Wednesday, December 14, 2011

Commercial Disobedience (Why have I never heard of it?)

I know, google's first page or so would have you believe that this phrase has been uttered maybe twice in the past decade. First, in 2002, by a guy named Grimmelman at the Laboratorium, who used it to describe the time an RFID security tag fell out of a book while he was shopping, and he set off the alarm a couple times just to irritate the bookstore, then set to dreaming that if a million people did this, bookstores would stop putting the damn things in books.

More recently, Mark Cassello wrote about it in Huffington post, explaining that mass retreats from Netflix and Bank of America qualify as nothing more than collective consumer action, falling short of actual commercial disobedience. Then he goes off on a tangent about Apple's evilness, I guess because Steve Jobs was barely cold, as if a collective consumer decision to not buy ipads would qualify.

I'm not buying that any more than I believe that occupying public space is civil disobedience. Commercial disobedience involves asserting oneself outside the seller-consumer relationship, at least until such time as purchases are made compulsory. I guess you can get partial credit for resisting peer pressure to buy all the latest crap, but that's only the mildest form.

To disobey would be more along the lines of people who refuse to be foreclosed and ousted, who sit tight in their homes, maybe even force the bank to rove in court that it owns the mortgage (not so easy, given the slicing and dicing that occurred). Pickets and protests on corporate grounds, that's disobedience. The 1% want to have it all, and exclude us, so why are we not sitting in at their lunch counter, moving to the front of the jet? That's commercial disobedience.

I'm too big a wimp to crash a board meeting or an exclusive golf resort, so I satisfy myself with smaller disobediences. One great thing I read about lately was to take credit card offers and other postage-paid return envelopes and stuff them with whatever will fit: plastic, other junk mail, and messages to the mail-room staff like "Unionize!" or "Your CEO golfs and calls it work." My sister said she's enclosing stacks of coupons that arrive in her mailbox, since the people who open it may benefit.

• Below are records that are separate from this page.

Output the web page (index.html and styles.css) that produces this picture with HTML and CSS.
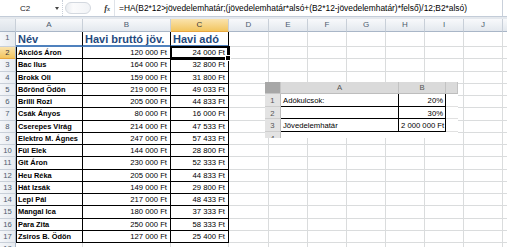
FILE: index.html
```html
<!DOCTYPE html>
<html>

<head>
    <meta charset="UTF-8">
    <title>Havi adó</title>
    <link rel="stylesheet" href="styles.css">
</head>

<body>
<div class="formula-bar">
    <div class="name-box"><span>C2</span><span class="drop"></span></div>
    <div class="fx-tools"><span class="grip"></span><span class="fx">f<small>x</small></span></div>
    <div class="formula">=HA(B2*12&gt;jövedelemhatár;(jövedelemhatár*alsó+(B2*12-jövedelemhatár)*felső)/12;B2*alsó)</div>
    <div class="expand"></div>
</div>

<div class="sheet">
    <div class="row col-head">
        <span class="corner"></span><span>A</span><span>B</span><span class="on">C</span><span>D</span><span>E</span><span>F</span><span>G</span><span>H</span><span>I</span><span>J</span><span></span>
    </div>
    <div class="row heading">
        <span class="rh">1</span><span class="h">Név</span><span class="h">Havi bruttó jöv.</span><span class="h">Havi adó</span><span></span><span></span><span></span><span></span><span></span><span></span><span></span><span></span>
    </div>
    <div class="row">
        <span class="rh on">2</span><span class="t name">Akciós Áron</span><span class="t num">120 000 Ft</span><span class="t num sel">24 000 Ft</span><span></span><span></span><span></span><span></span><span></span><span></span><span></span><span></span>
    </div>
    <div class="row">
        <span class="rh">3</span><span class="t name">Bac Ilus</span><span class="t num">164 000 Ft</span><span class="t num">32 800 Ft</span><span></span><span></span><span></span><span></span><span></span><span></span><span></span><span></span>
    </div>
    <div class="row">
        <span class="rh">4</span><span class="t name">Brokk Oli</span><span class="t num">159 000 Ft</span><span class="t num">31 800 Ft</span><span></span><span></span><span></span><span></span><span></span><span></span><span></span><span></span>
    </div>
    <div class="row">
        <span class="rh">5</span><span class="t name">Bőrönd Ödön</span><span class="t num">219 000 Ft</span><span class="t num">49 033 Ft</span><span></span><span></span><span></span><span></span><span></span><span></span><span></span><span></span>
    </div>
    <div class="row">
        <span class="rh">6</span><span class="t name">Brilli Rozi</span><span class="t num">205 000 Ft</span><span class="t num">44 833 Ft</span><span></span><span></span><span></span><span></span><span></span><span></span><span></span><span></span>
    </div>
    <div class="row">
        <span class="rh">7</span><span class="t name">Csák Ányos</span><span class="t num">80 000 Ft</span><span class="t num">16 000 Ft</span><span></span><span></span><span></span><span></span><span></span><span></span><span></span><span></span>
    </div>
    <div class="row">
        <span class="rh">8</span><span class="t name">Cserepes Virág</span><span class="t num">214 000 Ft</span><span class="t num">47 533 Ft</span><span></span><span></span><span></span><span></span><span></span><span></span><span></span><span></span>
    </div>
    <div class="row">
        <span class="rh">9</span><span class="t name">Elektro M. Ágnes</span><span class="t num">247 000 Ft</span><span class="t num">57 433 Ft</span><span></span><span></span><span></span><span></span><span></span><span></span><span></span><span></span>
    </div>
    <div class="row">
        <span class="rh">10</span><span class="t name">Fül Elek</span><span class="t num">144 000 Ft</span><span class="t num">28 800 Ft</span><span></span><span></span><span></span><span></span><span></span><span></span><span></span><span></span>
    </div>
    <div class="row">
        <span class="rh">11</span><span class="t name">Git Áron</span><span class="t num">230 000 Ft</span><span class="t num">52 333 Ft</span><span></span><span></span><span></span><span></span><span></span><span></span><span></span><span></span>
    </div>
    <div class="row">
        <span class="rh">12</span><span class="t name">Heu Réka</span><span class="t num">205 000 Ft</span><span class="t num">44 833 Ft</span><span></span><span></span><span></span><span></span><span></span><span></span><span></span><span></span>
    </div>
    <div class="row">
        <span class="rh">13</span><span class="t name">Hát Izsák</span><span class="t num">149 000 Ft</span><span class="t num">29 800 Ft</span><span></span><span></span><span></span><span></span><span></span><span></span><span></span><span></span>
    </div>
    <div class="row">
        <span class="rh">14</span><span class="t name">Lepi Pál</span><span class="t num">217 000 Ft</span><span class="t num">48 433 Ft</span><span></span><span></span><span></span><span></span><span></span><span></span><span></span><span></span>
    </div>
    <div class="row">
        <span class="rh">15</span><span class="t name">Mangal Ica</span><span class="t num">180 000 Ft</span><span class="t num">37 333 Ft</span><span></span><span></span><span></span><span></span><span></span><span></span><span></span><span></span>
    </div>
    <div class="row">
        <span class="rh">16</span><span class="t name">Para Zita</span><span class="t num">250 000 Ft</span><span class="t num">58 333 Ft</span><span></span><span></span><span></span><span></span><span></span><span></span><span></span><span></span>
    </div>
    <div class="row">
        <span class="rh">17</span><span class="t name">Zsiros B. Ödön</span><span class="t num">127 000 Ft</span><span class="t num">25 400 Ft</span><span></span><span></span><span></span><span></span><span></span><span></span><span></span><span></span>
    </div>
    <div class="row">
        <span class="rh">18</span><span></span><span></span><span></span><span></span><span></span><span></span><span></span><span></span><span></span><span></span><span></span>
    </div>

    <!-- pasted picture of the parameter sheet -->
    <div class="pasted">
        <span class="p-corner"></span><span class="p-head">A</span><span class="p-head">B</span><span class="p-head"></span>
        <span class="p-rh">1</span><span class="p-cell">Adókulcsok:</span><span class="p-cell num">20%</span><span class="p-rest"></span>
        <span class="p-rh">2</span><span class="p-cell"></span><span class="p-cell num">30%</span><span class="p-rest"></span>
        <span class="p-rh">3</span><span class="p-cell">Jövedelemhatár</span><span class="p-cell num">2 000 000 Ft</span><span class="p-rest"></span>
        <span class="p-rh cut">4</span><span class="p-blank"></span><span class="p-blank"></span><span class="p-blank"></span>
    </div>
</div>
</body>

</html>
```

FILE: styles.css
```css
* {
    box-sizing: border-box;
}

body {
    margin: 0;
    width: 507px;
    height: 247px;
    overflow: hidden;
    background: #fff;
    font-family: "Liberation Sans", Arial, sans-serif;
    color: #000;
}

/* formula bar */
.formula-bar {
    display: flex;
    height: 17px;
    border-bottom: 1px solid #c3ccd8;
    background: #fff;
}

.name-box {
    width: 62px;
    display: flex;
    align-items: center;
    justify-content: space-between;
    padding: 0 3px 0 20px;
    font-size: 8px;
    color: #222;
}

.drop {
    width: 0;
    height: 0;
    border-left: 2.5px solid transparent;
    border-right: 2.5px solid transparent;
    border-top: 3px solid #444;
}

.fx-tools {
    width: 52px;
    display: flex;
    align-items: center;
    justify-content: space-between;
    padding: 0 4px 0 2px;
    border-left: 1px dotted #c7ced8;
}

.grip {
    width: 26px;
    height: 12px;
    border: 1px solid #d3d8df;
    border-radius: 6px;
    background: linear-gradient(90deg, #e9ecf0, #fbfbfc 30%, #f1f3f6);
}

.fx {
    font-family: "Liberation Serif", serif;
    font-style: italic;
    font-weight: bold;
    font-size: 8.5px;
    color: #333;
}

.fx small {
    font-size: 6px;
}

.formula {
    flex: 1;
    padding-left: 4px;
    font-size: 8.4px;
    line-height: 16px;
    white-space: nowrap;
    overflow: hidden;
    border-left: 1px solid #dfe3e9;
}

.expand {
    width: 5px;
    border-left: 1px solid #c9d0da;
}

/* worksheet */
.sheet {
    position: relative;
    border-top: 2px solid #e4e8ed;
}

.row {
    display: grid;
    grid-template-columns: 16px 67px 88px 58px 40px repeat(6, 39px) 1fr;
    height: 12.25px;
}

.row > span {
    border-right: 1px solid #dadcdd;
    border-bottom: 1px solid #dadcdd;
    padding: 0 2px;
    font-size: 7.7px;
    line-height: 11px;
    white-space: nowrap;
    overflow: hidden;
}

.col-head {
    height: 13px;
}

.col-head > span {
    background: linear-gradient(#f8f9fb, #e3e8ee);
    border-right-color: #c8cfd8;
    border-bottom-color: #a9b6c7;
    text-align: center;
    color: #4d5b6e;
    font-size: 8px;
    line-height: 12px;
}

.col-head .corner {
    background: linear-gradient(#eef1f5, #dde3ea);
}

.col-head .on,
.row .rh.on {
    background: linear-gradient(#fae3ad, #f2c55f);
    border-bottom-color: #e6a63f;
    color: #3a3a3a;
}

.row .rh {
    background: linear-gradient(90deg, #f4f6f9, #e6eaef);
    border-right-color: #a9b6c7;
    border-bottom-color: #c8cfd8;
    text-align: center;
    color: #4d5b6e;
    padding: 0;
}

.heading {
    height: 15px;
}

.heading .h {
    font-size: 11px;
    font-weight: bold;
    line-height: 14px;
    color: #1f497d;
    border-right-color: #000;
    border-bottom: 2px solid #4f81bd;
}

.row .t {
    border-right-color: #000;
    border-bottom-color: #000;
}

.row .rh + .t {
    box-shadow: inset 1px 0 #000;
}

.row .name {
    font-weight: bold;
    font-size: 7.4px;
    padding-left: 2px;
}

.num {
    text-align: right;
}

.row .num {
    padding-right: 3px;
}

.row .sel {
    position: relative;
    overflow: visible;
    box-shadow: 0 0 0 1px #000, inset 0 0 0 1px #000;
}

.sel::after {
    content: "";
    position: absolute;
    right: -3px;
    bottom: -3px;
    width: 4px;
    height: 4px;
    background: #000;
    border: 1px solid #fff;
}

/* pasted picture */
.pasted {
    position: absolute;
    left: 265px;
    top: 63px;
    display: grid;
    grid-template-columns: 16px 118px 47px 12px;
    grid-template-rows: 12px 13px 12px 13px 6px;
    background: #fff;
    font-size: 7.7px;
    line-height: 11px;
}

.pasted > span {
    white-space: nowrap;
    overflow: hidden;
}

.p-corner {
    background: #a7a7a7;
    border-right: 1px solid #c6c6c6;
    border-bottom: 1px solid #c6c6c6;
}

.p-head {
    background: #dadada;
    border-right: 1px solid #c2c2c2;
    border-bottom: 1px solid #bdbdbd;
    text-align: center;
    color: #555;
}

.p-rh {
    background: #e3e3e3;
    border-right: 1px solid #bdbdbd;
    border-bottom: 1px solid #cdcdcd;
    text-align: center;
    color: #555;
    padding-top: 1px;
}

.p-rh.cut {
    border-bottom: 0;
}

.p-cell {
    border-right: 1px solid #000;
    border-bottom: 1px solid #000;
    padding: 1px 2px 0;
}

.p-rest {
    border-bottom: 1px solid #e1e1e1;
}
```
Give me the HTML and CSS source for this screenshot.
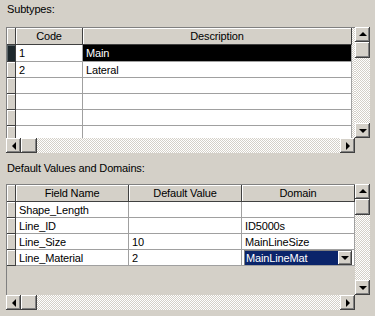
FILE: index.html
```html
<!DOCTYPE html>
<html lang="en">
<head>
    <meta charset="UTF-8">
    <title>Subtypes</title>
    <link rel="stylesheet" href="styles.css">
</head>
<body>
    <div class="caption top">Subtypes:</div>
    <div class="gridbox subtypes">
        <div class="body">
            <div class="row head">
                <div class="sel"></div>
                <div class="cell">Code</div>
                <div class="cell">Description</div>
            </div>
            <div class="row first">
                <div class="sel current"></div>
                <div class="cell">1</div>
                <div class="cell picked">Main</div>
            </div>
            <div class="row">
                <div class="sel"></div>
                <div class="cell">2</div>
                <div class="cell">Lateral</div>
            </div>
            <div class="row"><div class="sel"></div><div class="cell"></div><div class="cell"></div></div>
            <div class="row"><div class="sel"></div><div class="cell"></div><div class="cell"></div></div>
            <div class="row"><div class="sel"></div><div class="cell"></div><div class="cell"></div></div>
            <div class="row"><div class="sel"></div><div class="cell"></div><div class="cell"></div></div>
        </div>
        <div class="vscroll">
            <div class="sbtn up"></div>
            <div class="thumb"></div>
            <div class="track"></div>
            <div class="sbtn down"></div>
        </div>
        <div class="hscroll">
            <div class="sbtn left"></div>
            <div class="thumb"></div>
            <div class="track"></div>
            <div class="sbtn right"></div>
        </div>
        <div class="corner"></div>
    </div>

    <div class="caption second">Default Values and Domains:</div>
    <div class="gridbox domains">
        <div class="body">
            <div class="row head">
                <div class="sel"></div>
                <div class="cell">Field Name</div>
                <div class="cell">Default Value</div>
                <div class="cell">Domain</div>
            </div>
            <div class="row">
                <div class="sel"></div>
                <div class="cell">Shape_Length</div>
                <div class="cell"></div>
                <div class="cell"></div>
            </div>
            <div class="row">
                <div class="sel"></div>
                <div class="cell">Line_ID</div>
                <div class="cell"></div>
                <div class="cell">ID5000s</div>
            </div>
            <div class="row">
                <div class="sel"></div>
                <div class="cell">Line_Size</div>
                <div class="cell">10</div>
                <div class="cell">MainLineSize</div>
            </div>
            <div class="row">
                <div class="sel"></div>
                <div class="cell">Line_Material</div>
                <div class="cell">2</div>
                <div class="cell editing">
                    <div class="combo">
                        <span class="combo-text">MainLineMat</span>
                        <span class="sbtn drop"></span>
                    </div>
                </div>
            </div>
        </div>
        <div class="vscroll">
            <div class="sbtn up"></div>
            <div class="thumb"></div>
            <div class="track"></div>
            <div class="sbtn down"></div>
        </div>
        <div class="hscroll">
            <div class="sbtn left"></div>
            <div class="thumb"></div>
            <div class="track"></div>
            <div class="sbtn right"></div>
        </div>
        <div class="corner"></div>
    </div>
</body>
</html>
```

FILE: styles.css
```css
* {
    box-sizing: border-box;
}
body {
    margin: 0;
    width: 375px;
    height: 316px;
    overflow: hidden;
    background: #d4d0c8;
    font-family: "Liberation Sans", Arial, sans-serif;
    font-size: 11px;
    letter-spacing: -0.15px;
    color: #000;
}
.caption {
    padding-left: 7px;
    line-height: 13px;
    white-space: nowrap;
}
.caption.top {
    height: 27px;
    padding-top: 3px;
}
.caption.second {
    height: 31px;
    padding-top: 9px;
}

/* grid + scrollbars */
.gridbox {
    display: grid;
    margin-left: 6px;
    width: 364px;
    grid-template-columns: 349px 15px;
    grid-template-rows: 111px 15px;
}
.body {
    overflow: hidden;
    border-top: 1px solid #808080;
    border-left: 1px solid #808080;
}
.subtypes .body {
    background-color: #fff;
    background-image: conic-gradient(#fff 25%, #d4d0c8 0 50%, #fff 0 75%, #d4d0c8 0);
    background-size: 2px 2px;
}
.domains .body {
    background: #d4d0c8;
}
.row {
    display: grid;
    height: 16px;
}
.row.head {
    height: 17px;
}
.row.first {
    height: 17px;
}
.subtypes .row {
    grid-template-columns: 9px 67px 269px;
}
.domains .row {
    grid-template-columns: 9px 113px 113px 113px;
}
.cell {
    background: #fff;
    border-right: 1px solid #a0a0a0;
    border-bottom: 1px solid #a0a0a0;
    padding: 1px 0 0 3px;
    line-height: 14px;
    white-space: nowrap;
    overflow: hidden;
}
.head .cell {
    background: #d4d0c8;
    text-align: center;
    padding-left: 0;
    padding-top: 1px;
    border-right-color: #404040;
    border-bottom-color: #404040;
    box-shadow: inset 1px 1px #fff;
}
.sel {
    background: #d4d0c8;
    border-right: 1px solid #404040;
    border-bottom: 1px solid #404040;
    box-shadow: inset 1px 1px #fff;
}
.sel.current {
    background: #1e282c;
    box-shadow: inset 1px 1px #5a6468;
}
.cell.picked {
    background: #000;
    color: #fff;
}
.cell.editing {
    padding: 0 2px 0 2px;
}
.combo {
    display: flex;
    height: 15px;
    background: #0a246a;
    color: #fff;
    border-top: 1px solid #808080;
    border-left: 1px solid #808080;
}
.combo-text {
    flex: 1;
    padding-left: 1px;
    line-height: 14px;
}
.sbtn.drop {
    width: 14px;
    height: 14px;
}

.vscroll {
    display: flex;
    flex-direction: column;
    background-image: conic-gradient(#fff 25%, #d4d0c8 0 50%, #fff 0 75%, #d4d0c8 0);
    background-size: 2px 2px;
}
.hscroll {
    display: flex;
    background-image: conic-gradient(#fff 25%, #d4d0c8 0 50%, #fff 0 75%, #d4d0c8 0);
    background-size: 2px 2px;
}
.track {
    flex: 1;
}
.corner {
    background: #d4d0c8;
}
.sbtn,
.thumb {
    display: flex;
    align-items: center;
    justify-content: center;
    flex: none;
    width: 15px;
    height: 15px;
    background: #d4d0c8;
    box-shadow: inset -1px -1px #404040, inset 1px 1px #fff, inset -2px -2px #808080;
}
.vscroll .thumb {
    height: 16px;
}
.hscroll .thumb {
    width: 16px;
}
.sbtn::after {
    content: "";
    width: 0;
    height: 0;
}
.up::after {
    border-left: 4px solid transparent;
    border-right: 4px solid transparent;
    border-bottom: 4px solid #000;
    margin-top: -1px;
}
.down::after,
.drop::after {
    border-left: 4px solid transparent;
    border-right: 4px solid transparent;
    border-top: 4px solid #000;
}
.left::after {
    border-top: 4px solid transparent;
    border-bottom: 4px solid transparent;
    border-right: 4px solid #000;
}
.right::after {
    border-top: 4px solid transparent;
    border-bottom: 4px solid transparent;
    border-left: 4px solid #000;
}
```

Then there's the kind of disobedience that amount to dismissal, turn your back on commerce, drop out. Doing so completely is so rare that I bet you don't even know anyone who's done it. Short of pemmican in a pit house, you can pick and choose divestments, from ditching an IRA that leans on big bad companies to non-cash exchanges of food with friends.

Finally, there's armchair disobedience. Like sitting here and advising people to occupy foreclosures and walmart, peppering my prose with improvised sarcastic devices. So few people have ever seen this stuff that I can confidently state that no actual disobedience has come of it.

No doubt there's more. Somebody must have been thinking about this before. Civil disobedience brought and end to Vietnam and legalized racism, and the term is something that is still widely taught today. But our anger at the savage capitalism that is to blame for so many of our social and economic woes remains inchoate (behold the aimless occupiers), marginalized (Ralph Nader's accurate but
bland blandishments), or plain old stupid and dangerous (tea partiers who think the government is the problem).


Already, some have the support of their local sheriff, maybe even their congressional rep.